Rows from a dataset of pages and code
##########

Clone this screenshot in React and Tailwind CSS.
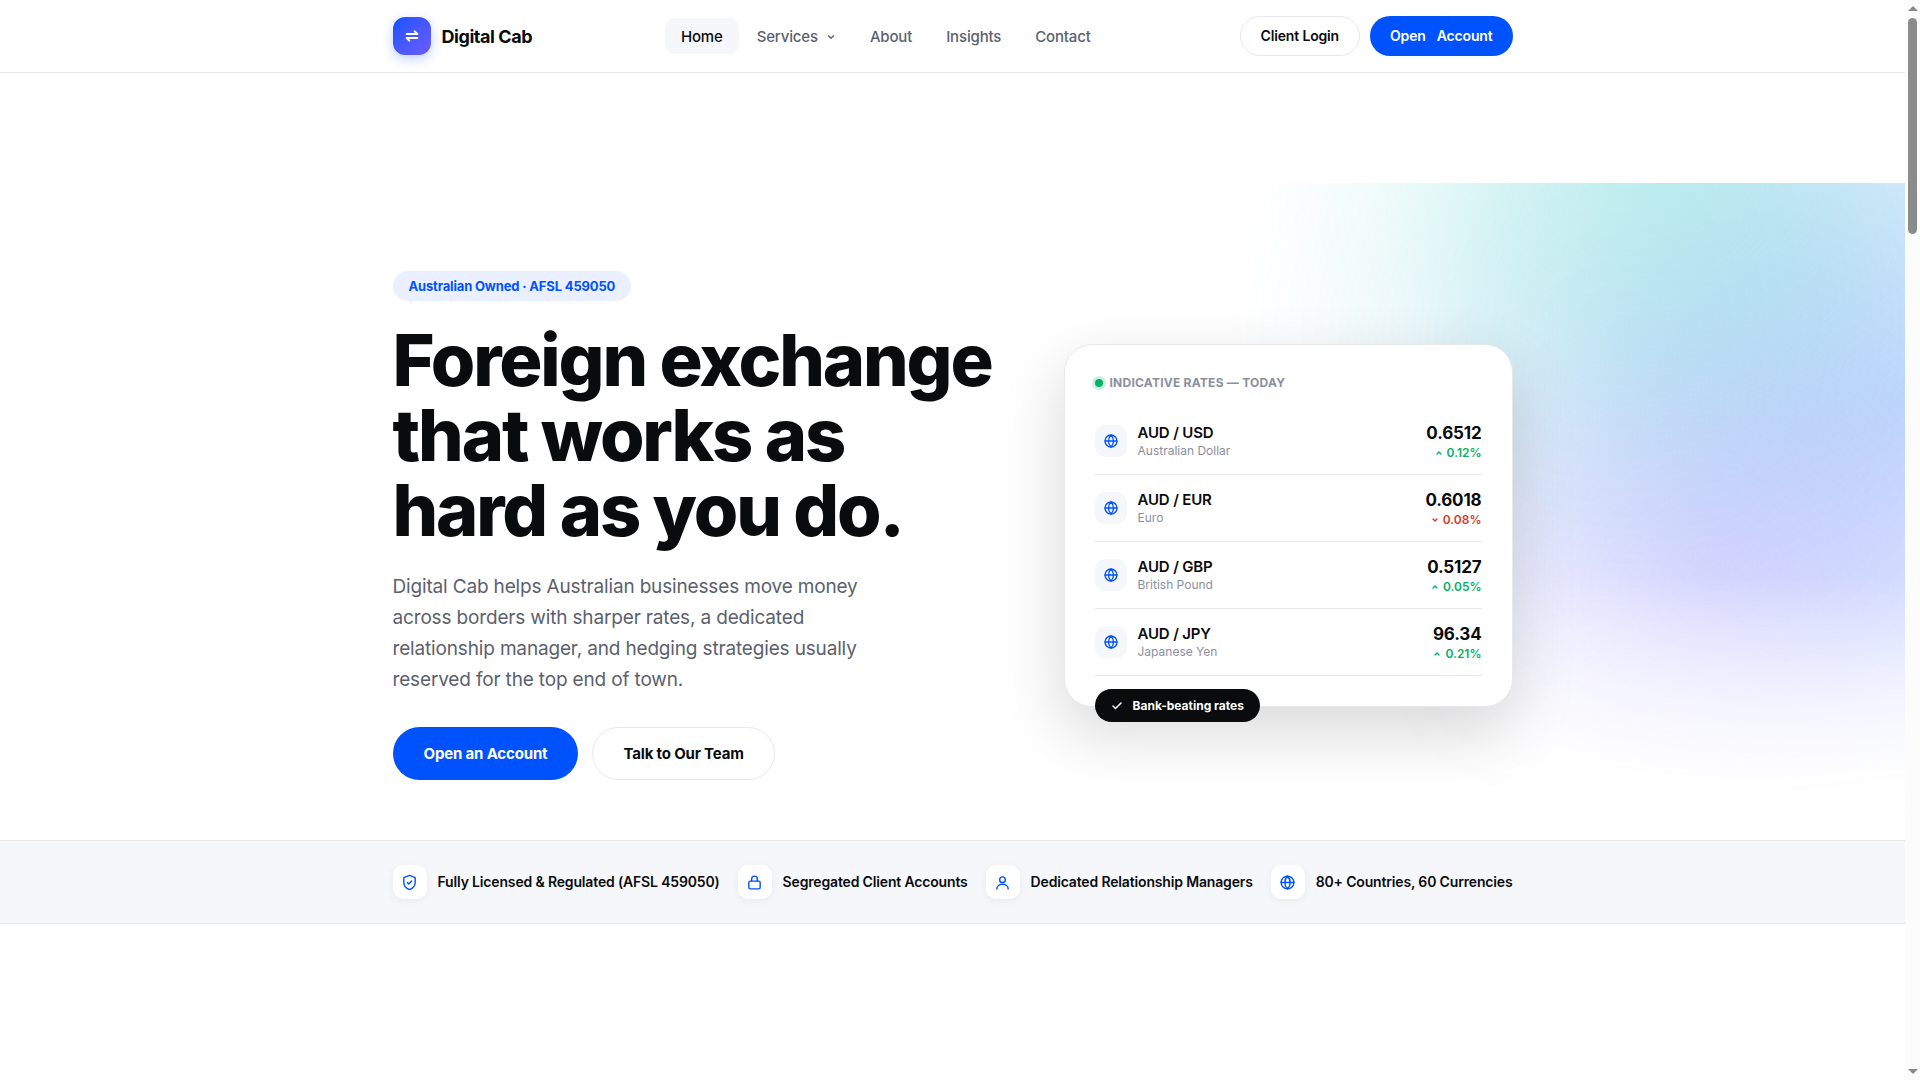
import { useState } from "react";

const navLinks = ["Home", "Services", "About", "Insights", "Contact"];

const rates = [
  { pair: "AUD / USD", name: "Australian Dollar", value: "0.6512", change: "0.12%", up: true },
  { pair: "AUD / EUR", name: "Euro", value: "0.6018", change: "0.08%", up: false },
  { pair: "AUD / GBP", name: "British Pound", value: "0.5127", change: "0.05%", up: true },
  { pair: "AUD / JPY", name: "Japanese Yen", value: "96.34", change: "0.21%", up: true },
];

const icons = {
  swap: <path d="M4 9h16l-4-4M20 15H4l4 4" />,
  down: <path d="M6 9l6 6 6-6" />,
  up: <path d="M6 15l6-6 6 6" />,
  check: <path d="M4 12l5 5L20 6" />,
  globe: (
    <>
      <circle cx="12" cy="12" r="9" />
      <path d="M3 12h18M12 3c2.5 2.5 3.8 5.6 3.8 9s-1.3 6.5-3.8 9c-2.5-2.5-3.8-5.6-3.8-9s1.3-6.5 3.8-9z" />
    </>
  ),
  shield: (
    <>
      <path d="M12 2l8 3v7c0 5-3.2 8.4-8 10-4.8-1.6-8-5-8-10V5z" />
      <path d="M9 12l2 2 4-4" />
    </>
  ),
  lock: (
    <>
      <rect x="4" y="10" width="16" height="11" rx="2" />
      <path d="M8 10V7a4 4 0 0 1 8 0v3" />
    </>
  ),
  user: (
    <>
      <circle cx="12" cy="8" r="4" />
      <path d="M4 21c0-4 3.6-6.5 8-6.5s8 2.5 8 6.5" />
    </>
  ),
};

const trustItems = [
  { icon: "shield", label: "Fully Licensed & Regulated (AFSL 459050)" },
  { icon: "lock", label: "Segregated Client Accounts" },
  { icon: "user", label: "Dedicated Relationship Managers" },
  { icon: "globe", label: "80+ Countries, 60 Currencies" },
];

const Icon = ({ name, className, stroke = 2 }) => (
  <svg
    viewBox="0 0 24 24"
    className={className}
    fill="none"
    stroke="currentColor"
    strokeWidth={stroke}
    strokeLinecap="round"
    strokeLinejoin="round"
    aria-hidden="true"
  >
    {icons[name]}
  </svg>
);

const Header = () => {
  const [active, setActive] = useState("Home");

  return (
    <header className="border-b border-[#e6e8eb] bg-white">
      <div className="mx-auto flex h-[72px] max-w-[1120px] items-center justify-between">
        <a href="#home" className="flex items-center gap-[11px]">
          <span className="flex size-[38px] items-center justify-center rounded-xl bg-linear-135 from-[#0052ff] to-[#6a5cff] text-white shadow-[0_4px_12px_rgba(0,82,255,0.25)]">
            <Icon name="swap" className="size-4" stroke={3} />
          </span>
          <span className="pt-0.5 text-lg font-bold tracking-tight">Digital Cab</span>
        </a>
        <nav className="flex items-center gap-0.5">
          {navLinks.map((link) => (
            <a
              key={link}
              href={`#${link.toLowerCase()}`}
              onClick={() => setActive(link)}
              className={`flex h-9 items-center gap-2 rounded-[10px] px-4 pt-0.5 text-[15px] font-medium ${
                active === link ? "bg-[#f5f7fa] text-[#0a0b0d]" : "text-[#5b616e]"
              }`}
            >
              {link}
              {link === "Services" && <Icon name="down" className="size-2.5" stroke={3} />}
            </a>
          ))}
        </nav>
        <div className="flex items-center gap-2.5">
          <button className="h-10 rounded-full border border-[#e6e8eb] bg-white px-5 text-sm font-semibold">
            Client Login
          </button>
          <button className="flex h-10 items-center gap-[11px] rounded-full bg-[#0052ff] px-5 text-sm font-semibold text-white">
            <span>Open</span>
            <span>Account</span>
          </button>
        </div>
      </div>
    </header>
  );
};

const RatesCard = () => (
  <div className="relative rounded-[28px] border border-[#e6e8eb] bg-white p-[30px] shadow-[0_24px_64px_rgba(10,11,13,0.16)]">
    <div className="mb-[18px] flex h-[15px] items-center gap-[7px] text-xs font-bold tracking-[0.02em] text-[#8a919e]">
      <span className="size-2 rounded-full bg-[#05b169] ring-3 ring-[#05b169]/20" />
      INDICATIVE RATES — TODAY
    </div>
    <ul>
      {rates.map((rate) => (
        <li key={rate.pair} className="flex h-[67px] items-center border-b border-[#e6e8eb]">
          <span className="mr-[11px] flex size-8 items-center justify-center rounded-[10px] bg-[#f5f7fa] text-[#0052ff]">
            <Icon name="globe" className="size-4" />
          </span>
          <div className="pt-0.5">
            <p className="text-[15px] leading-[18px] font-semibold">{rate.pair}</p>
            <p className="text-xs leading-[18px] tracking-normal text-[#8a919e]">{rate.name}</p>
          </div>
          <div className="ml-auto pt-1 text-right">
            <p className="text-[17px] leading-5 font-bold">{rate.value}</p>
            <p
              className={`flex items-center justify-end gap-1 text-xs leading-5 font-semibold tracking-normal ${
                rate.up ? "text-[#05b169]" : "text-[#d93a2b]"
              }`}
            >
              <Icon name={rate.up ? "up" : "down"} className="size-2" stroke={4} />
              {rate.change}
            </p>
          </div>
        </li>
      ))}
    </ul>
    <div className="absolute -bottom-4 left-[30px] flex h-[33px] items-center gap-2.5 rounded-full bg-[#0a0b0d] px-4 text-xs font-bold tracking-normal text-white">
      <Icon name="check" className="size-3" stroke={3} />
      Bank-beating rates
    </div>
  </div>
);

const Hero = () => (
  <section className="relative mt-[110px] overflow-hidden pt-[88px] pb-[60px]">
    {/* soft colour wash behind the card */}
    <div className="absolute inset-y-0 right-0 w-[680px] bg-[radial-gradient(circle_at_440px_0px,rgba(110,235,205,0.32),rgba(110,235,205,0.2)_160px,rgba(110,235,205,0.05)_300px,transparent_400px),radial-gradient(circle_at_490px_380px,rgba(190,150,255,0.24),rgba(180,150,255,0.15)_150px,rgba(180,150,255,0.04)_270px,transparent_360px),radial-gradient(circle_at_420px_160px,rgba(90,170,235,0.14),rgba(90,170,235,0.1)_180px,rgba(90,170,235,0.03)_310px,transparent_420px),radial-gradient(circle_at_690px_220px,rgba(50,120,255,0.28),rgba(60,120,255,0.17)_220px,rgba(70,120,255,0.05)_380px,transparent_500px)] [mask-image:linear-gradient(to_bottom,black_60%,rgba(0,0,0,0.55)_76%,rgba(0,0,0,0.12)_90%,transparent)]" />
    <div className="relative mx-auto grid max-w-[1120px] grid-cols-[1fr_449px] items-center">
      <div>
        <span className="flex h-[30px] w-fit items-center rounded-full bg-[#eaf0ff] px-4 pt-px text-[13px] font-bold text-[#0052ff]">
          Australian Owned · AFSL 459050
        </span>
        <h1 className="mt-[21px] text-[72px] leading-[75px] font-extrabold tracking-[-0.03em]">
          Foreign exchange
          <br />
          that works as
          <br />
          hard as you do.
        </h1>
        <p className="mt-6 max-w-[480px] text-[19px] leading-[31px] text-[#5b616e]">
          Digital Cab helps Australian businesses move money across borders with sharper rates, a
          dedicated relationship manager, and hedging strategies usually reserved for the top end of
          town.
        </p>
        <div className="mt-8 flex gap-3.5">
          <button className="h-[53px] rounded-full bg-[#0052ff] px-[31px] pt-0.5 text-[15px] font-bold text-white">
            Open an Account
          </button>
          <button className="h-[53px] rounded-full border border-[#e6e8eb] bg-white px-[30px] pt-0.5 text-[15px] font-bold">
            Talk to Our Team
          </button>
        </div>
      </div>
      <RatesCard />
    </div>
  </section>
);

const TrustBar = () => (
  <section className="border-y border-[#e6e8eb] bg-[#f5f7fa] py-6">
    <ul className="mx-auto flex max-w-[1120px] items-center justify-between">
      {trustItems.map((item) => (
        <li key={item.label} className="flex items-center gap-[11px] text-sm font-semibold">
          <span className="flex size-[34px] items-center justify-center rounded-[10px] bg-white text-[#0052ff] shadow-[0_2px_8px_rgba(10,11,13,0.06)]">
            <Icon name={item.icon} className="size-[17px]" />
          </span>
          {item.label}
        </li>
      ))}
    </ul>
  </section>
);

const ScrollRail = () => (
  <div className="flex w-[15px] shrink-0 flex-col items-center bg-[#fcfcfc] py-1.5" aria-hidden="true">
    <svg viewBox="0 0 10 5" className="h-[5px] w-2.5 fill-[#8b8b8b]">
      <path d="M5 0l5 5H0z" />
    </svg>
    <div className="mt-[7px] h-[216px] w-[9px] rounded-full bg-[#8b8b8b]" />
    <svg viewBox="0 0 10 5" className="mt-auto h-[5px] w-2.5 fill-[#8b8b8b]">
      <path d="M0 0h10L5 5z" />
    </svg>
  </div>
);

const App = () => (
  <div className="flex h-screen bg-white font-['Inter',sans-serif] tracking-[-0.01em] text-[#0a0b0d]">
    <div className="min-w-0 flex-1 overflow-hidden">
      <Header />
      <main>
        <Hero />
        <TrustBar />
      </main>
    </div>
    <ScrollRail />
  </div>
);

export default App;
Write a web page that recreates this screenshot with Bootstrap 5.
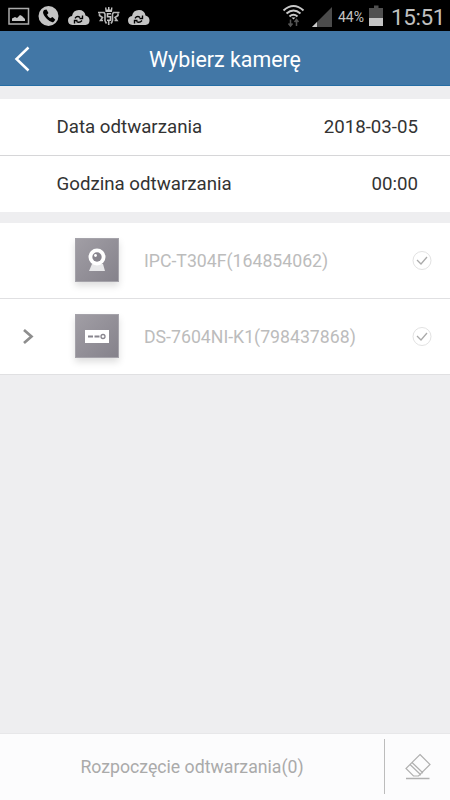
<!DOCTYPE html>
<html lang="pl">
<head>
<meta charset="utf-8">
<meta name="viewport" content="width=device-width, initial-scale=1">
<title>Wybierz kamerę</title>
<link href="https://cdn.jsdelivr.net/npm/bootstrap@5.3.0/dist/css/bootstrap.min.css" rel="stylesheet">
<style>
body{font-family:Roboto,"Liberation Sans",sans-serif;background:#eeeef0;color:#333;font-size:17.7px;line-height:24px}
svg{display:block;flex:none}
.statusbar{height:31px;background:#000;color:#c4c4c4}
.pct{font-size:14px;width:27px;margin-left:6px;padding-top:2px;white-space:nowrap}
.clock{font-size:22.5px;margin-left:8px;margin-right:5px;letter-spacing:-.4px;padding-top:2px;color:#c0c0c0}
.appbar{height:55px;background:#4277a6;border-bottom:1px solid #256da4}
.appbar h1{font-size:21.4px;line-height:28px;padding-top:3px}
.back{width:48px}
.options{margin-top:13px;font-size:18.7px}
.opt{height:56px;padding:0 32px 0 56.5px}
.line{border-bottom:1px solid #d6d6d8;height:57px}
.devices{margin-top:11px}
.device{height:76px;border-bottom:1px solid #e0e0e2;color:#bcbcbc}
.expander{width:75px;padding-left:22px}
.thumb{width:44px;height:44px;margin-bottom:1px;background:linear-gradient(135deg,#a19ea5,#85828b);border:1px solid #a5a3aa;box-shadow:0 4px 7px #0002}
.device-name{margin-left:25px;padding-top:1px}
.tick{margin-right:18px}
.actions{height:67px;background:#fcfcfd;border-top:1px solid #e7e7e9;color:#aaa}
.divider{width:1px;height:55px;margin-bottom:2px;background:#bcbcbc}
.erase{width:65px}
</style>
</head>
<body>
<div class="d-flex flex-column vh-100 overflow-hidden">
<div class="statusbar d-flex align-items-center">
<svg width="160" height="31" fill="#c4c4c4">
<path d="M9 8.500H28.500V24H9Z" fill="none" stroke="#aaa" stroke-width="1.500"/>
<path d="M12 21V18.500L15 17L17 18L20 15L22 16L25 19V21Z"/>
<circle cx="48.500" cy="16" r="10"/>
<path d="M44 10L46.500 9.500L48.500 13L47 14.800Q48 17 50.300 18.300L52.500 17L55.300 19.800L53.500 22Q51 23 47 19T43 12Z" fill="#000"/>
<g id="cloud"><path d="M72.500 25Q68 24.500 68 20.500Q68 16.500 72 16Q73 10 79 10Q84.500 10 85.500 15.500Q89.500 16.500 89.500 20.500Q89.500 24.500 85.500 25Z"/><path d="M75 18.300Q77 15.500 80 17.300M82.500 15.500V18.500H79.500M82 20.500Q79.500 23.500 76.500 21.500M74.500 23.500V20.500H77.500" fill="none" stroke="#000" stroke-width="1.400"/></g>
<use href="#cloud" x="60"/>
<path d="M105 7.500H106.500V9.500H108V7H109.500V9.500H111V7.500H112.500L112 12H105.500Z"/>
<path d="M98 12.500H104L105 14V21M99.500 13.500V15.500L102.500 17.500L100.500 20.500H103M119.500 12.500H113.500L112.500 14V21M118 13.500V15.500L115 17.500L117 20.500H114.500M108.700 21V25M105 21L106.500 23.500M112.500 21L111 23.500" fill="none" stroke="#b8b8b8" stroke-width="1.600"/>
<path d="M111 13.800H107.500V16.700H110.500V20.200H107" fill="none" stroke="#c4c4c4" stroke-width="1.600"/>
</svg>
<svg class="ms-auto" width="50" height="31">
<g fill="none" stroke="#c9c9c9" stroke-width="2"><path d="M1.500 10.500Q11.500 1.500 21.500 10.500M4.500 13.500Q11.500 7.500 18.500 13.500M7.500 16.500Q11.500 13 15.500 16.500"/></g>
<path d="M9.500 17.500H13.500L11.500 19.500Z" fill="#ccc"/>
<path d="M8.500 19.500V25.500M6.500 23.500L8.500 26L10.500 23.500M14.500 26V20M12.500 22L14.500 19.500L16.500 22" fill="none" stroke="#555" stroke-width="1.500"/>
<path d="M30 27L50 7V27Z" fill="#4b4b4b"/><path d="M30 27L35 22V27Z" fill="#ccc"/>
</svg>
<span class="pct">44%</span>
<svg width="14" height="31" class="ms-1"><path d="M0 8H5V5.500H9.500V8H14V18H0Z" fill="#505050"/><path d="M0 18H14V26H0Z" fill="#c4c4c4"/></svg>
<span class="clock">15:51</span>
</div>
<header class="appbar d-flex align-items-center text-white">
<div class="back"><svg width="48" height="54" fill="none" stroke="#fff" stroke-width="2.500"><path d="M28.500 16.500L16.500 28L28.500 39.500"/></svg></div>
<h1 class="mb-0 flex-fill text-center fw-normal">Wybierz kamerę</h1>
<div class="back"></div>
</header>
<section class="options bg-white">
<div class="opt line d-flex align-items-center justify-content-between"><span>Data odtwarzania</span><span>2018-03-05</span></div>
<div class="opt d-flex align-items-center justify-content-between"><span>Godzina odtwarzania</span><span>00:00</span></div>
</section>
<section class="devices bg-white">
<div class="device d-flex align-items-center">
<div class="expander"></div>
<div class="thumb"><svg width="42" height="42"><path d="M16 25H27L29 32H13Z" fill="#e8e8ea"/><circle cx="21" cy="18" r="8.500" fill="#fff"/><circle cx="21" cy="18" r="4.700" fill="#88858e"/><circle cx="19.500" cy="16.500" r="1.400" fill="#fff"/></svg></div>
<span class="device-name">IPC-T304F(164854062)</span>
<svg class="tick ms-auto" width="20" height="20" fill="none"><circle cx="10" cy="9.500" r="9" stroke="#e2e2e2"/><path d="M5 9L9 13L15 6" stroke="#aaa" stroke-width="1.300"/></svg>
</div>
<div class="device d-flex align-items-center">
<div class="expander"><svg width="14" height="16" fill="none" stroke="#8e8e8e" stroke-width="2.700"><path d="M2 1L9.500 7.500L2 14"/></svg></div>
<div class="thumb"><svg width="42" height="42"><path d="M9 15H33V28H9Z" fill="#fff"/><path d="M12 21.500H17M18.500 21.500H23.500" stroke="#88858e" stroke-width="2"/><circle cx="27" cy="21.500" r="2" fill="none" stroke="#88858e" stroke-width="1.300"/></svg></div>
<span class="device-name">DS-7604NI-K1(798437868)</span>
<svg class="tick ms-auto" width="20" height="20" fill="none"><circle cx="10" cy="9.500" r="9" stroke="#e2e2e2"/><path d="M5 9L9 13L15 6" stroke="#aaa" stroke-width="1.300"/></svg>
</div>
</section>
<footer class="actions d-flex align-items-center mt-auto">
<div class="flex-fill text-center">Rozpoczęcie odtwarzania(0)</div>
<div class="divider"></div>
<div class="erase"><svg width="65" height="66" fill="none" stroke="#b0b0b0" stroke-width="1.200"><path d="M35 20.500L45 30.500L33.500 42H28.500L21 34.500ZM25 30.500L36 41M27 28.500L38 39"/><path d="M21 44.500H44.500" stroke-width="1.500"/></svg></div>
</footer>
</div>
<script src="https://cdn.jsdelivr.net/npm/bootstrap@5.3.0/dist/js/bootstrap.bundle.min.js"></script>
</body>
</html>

##########

Your objective.
The word "screenshot" may appear on some lines of these records; state how many such lines there are, and nothing else.

Exercise answer.
2